Samuel. It's hard not to feel some sympathy for King David. Successful men don't always give credit for their success to God, or even give God a first (let alone a second) thought. The author, of course, is clear that the happy circumstances in which David finds himself are a gift from God. Where it seems David goes wrong is in the apparent belief that one good turn deserves another; God having been good to him, he will now return the favour. In other words, he is, perhaps unconsciously, claiming equality with God. He is overlooking the fact that God sets the agenda – God always takes the initiative – and so his own proposal to build a fine temple is presumptuous, to say the least.
Nathan the prophet forgets his prophetic role. He responds to David as a man – he operates in the worldly mode. He is so sure that God is with David that he assumes that whatever David had in mind will be just fine with God. He does not deem it necessary to check with God first before encouraging David in his plans. So God speaks firmly to Nathan. Notice that God does not speak directly to David. The message is for David but God gives it to Nathan to pass on. Nathan has switched into the spiritual mode: he can now hear what God is saying: David still needs an intermediary. Notice that the promise of an eternal kingdom in verse 16 is the one that the Archangel Gabriel gives to Mary in this morning's gospel passage.
Taking It Personally.
· Are you more likely to "remember" God in your times of difficulty or in your joyous times? When you feel thankful about something do you usually take time to express your thanks in prayer?

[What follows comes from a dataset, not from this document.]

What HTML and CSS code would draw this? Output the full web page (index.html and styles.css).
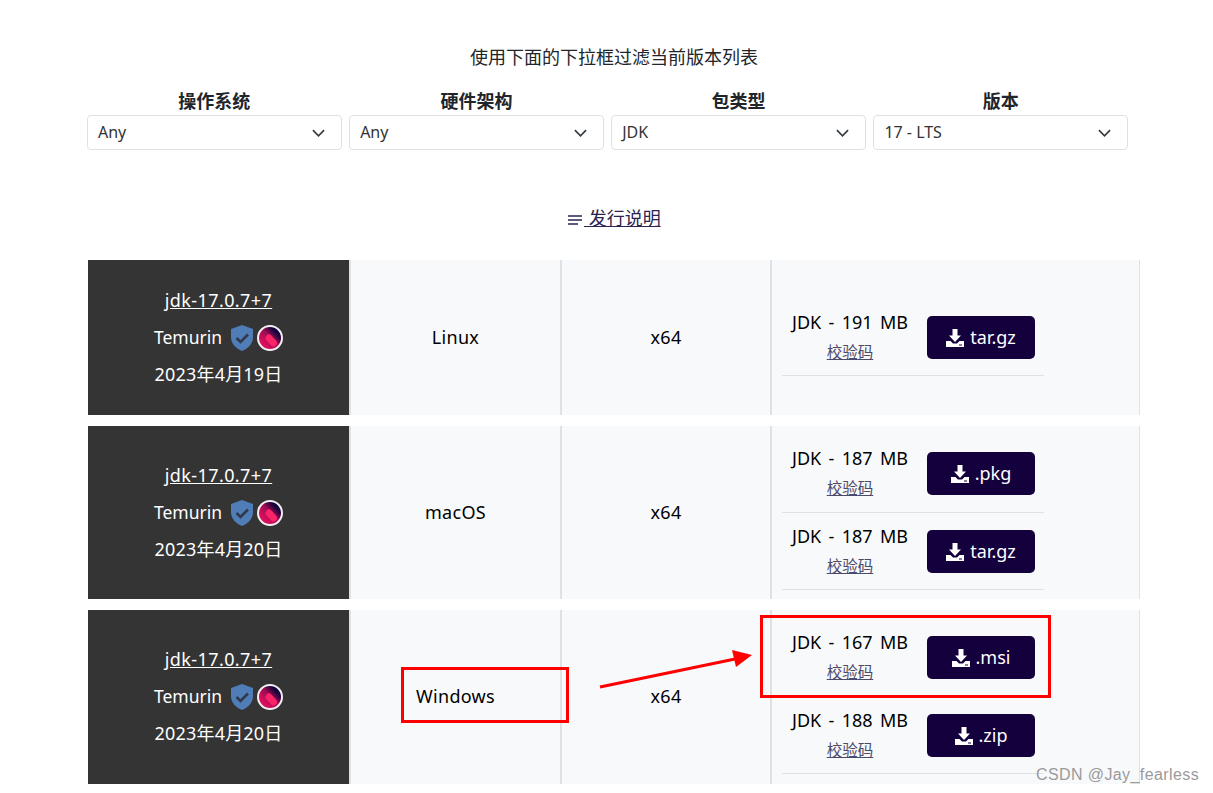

· What do you think of David's attitude? How would you characterise it? Have you ever felt that you were doing a good turn for God?
· Do you sympathise with Nathan? Are you inclined to encourage people to "go for it" without taking time to ponder whether the "it" they are going for is the right thing to do?
· Given the subsequent history of the kingdom of Israel, what do you make of the promise in verse 16? Should modern Israel determine its policies in accordance with such promises?
Romans. One of St Paul's favourite themes is the revelation of "the mystery hidden for long ages past, but now revealed and made known". This adds weight to the idea that God's self-revelation has been gradual – stage by stage – as humanity's spiritual evolution has progressed. Only when there were sufficient spiritually open people did God reveal "the secret", of salvation for all through Jesus Christ. The reference to the "prophetic writings" is a little obscure, as it seems to suggest writings contemporary with St Paul. But perhaps it means that with the coming of the Spirit at Pentecost we are now able to understand the prophetic writings of old in a new way. [See Luke 24:45] The universal quality of salvation is emphasised in verse26 – a fitting climax to this full statement of Paul's theology.
Taking It Personally.
· Notice how Paul's thinking and theology lead him into praise and worship. Make praise for the wonder of God's self-revelation the centre of your prayer this week in the lead-up to Christmas.
· Reflect on how your own understanding of God's purpose has grown over the years. Do you sometimes find that things you didn't understand once suddenly become clearer to you?
Luke. Today's passage is about what we now call the Annunciation. Notice first that it is unique to Luke's gospel. [Matthew's account is far more terse, and is focused on Joseph rather than Mary; and Mark and John omit it altogether.] The Church tends to emphasise only one half of the extraordinary promises the angel makes to Mary, perhaps because she seems not to notice the other half. We can understand her reaction to the news that she, still a virgin, is to give birth. But the angel also tells her that the son to be born to her will ascend David's throne and will reign for ever. What on earth could that mean in the worldly sense? Mary's immediate response shows her operating in the worldly mode. Of course it makes no sense in that mode to say that she will be pregnant even though she is a virgin. "How can that be?" she asks. But she is talking to an angel! Angels do not operate in the worldly mode. His answer makes no sense in that mode: it can only be understood in the spiritual mode. Mary now moves from one mode to the other by faith. One thing she does know is that she is a servant of the Lord God. That is enough for her to leave things in God's hands – including her own life.
Taking It Personally.
· Read through this passage slowly, several times. Try to enter into the story as an interested observer. What are your feelings?
· Does the idea of the "virgin birth" bother or embarrass you? Is that a part of the Creed you feel uneasy about? Think about the "mode" in which you are operating: could that be the problem?
· Notice how Mary starts off being logical, even though she is talking to an angel! Do you find your logical mind gets in the way of your faith sometimes?
· Angels invariably tell their human audiences not to be afraid; but there is something scary about opening ourselves to the spiritual reality. Do you recall an occasion when you felt nervous or plain scared in this way?